Più recentemente c’è il caso di Ciccio Caputo, 21 reti all’attivo l’anno scorso dietro soltanto alle migliori firme. Per non parlare di capitani storici come Palacio e Pandev che hanno la fame di un ragazzino e continuano a essere dei punti di riferimento in campo e fuori per i loro compagni. L’esempio principe è Franck Ribery che a 37 anni si è messo nuovamente alla prova, sposando il progetto della Fiorentina e dimostrando di fare ancora la differenza con il suo immenso talento e una professionalità fuori dal comune. Per loro le lancette del tempo sembrano scorrere più lentamente e gli avversari non hanno ancora trovato il modo di fermarli.
La Serie A è sempre più “anziana”: il confronto con gli altri campionati
Un altro parametro più generale e aritmetico per avvalorare questa tesi è il classico calcolo dell’età media. La Serie A infatti è uno dei campionati più anziani d’Europa, non il maggiore perché la Liga presenta una situazione simile e forse anche più marcata. Negli altri tornei però, nonostante la Premier League abbia numeri simili, si percepisce subito una filosofia diversa che alla lunga porta maggiori benefici in termini economici e sportivi. Ci sono poi i componenti delle rose, altra valutazione su chi scende in campo e gioca da protagonista. In Italia forse la tendenza sta iniziando a cambiare, siamo ancora indietro da questo punto di vista come si può notare in Nazionale.
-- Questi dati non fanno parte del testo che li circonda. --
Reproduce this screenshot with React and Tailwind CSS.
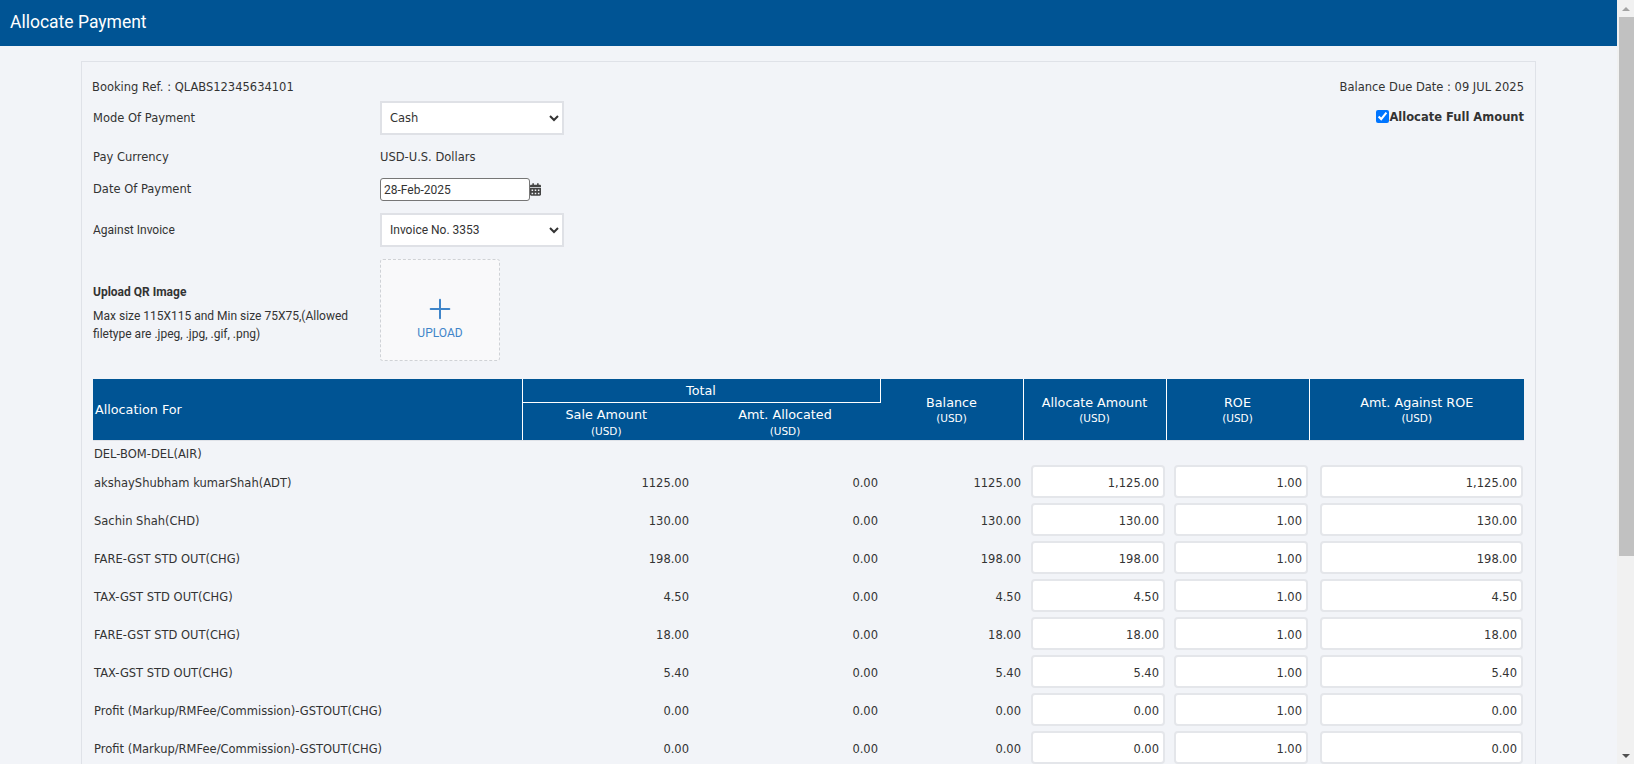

Con il nuovo progetto del ct Mancini si sono fatti passi avanti ma non basta, se andiamo a vedere nello specifico l’ipotetica formazione titolare c’è meno gioventù rispetto alle altre federazioni. Gli unici a salvarsi sono Donnarumma, Barella e Chiesa che effettivamente sono i massimi esponenti del futuro della Serie A. La lista non è lunghissima, soprattutto se andiamo a confrontare le presenze internazionali o i numeri con i gioiellini delle squadre straniere, c’è un abisso.
Insomma non è semplice dare fiducia e allo stesso tempo più responsabilità ai possibili campioni del domani (in parte anche per colpa loro) ma sarebbe positivo assistere a un massiccio cambio generazionale per svariati motivi. Bisogna però avere la competenza di trovarli, crescerli, aspettarli e credere nelle loro potenzialità, non sempre apprezzate fino in fondo in Italia, il paese dove la fretta è stata in alcuni casi cattiva consigliera.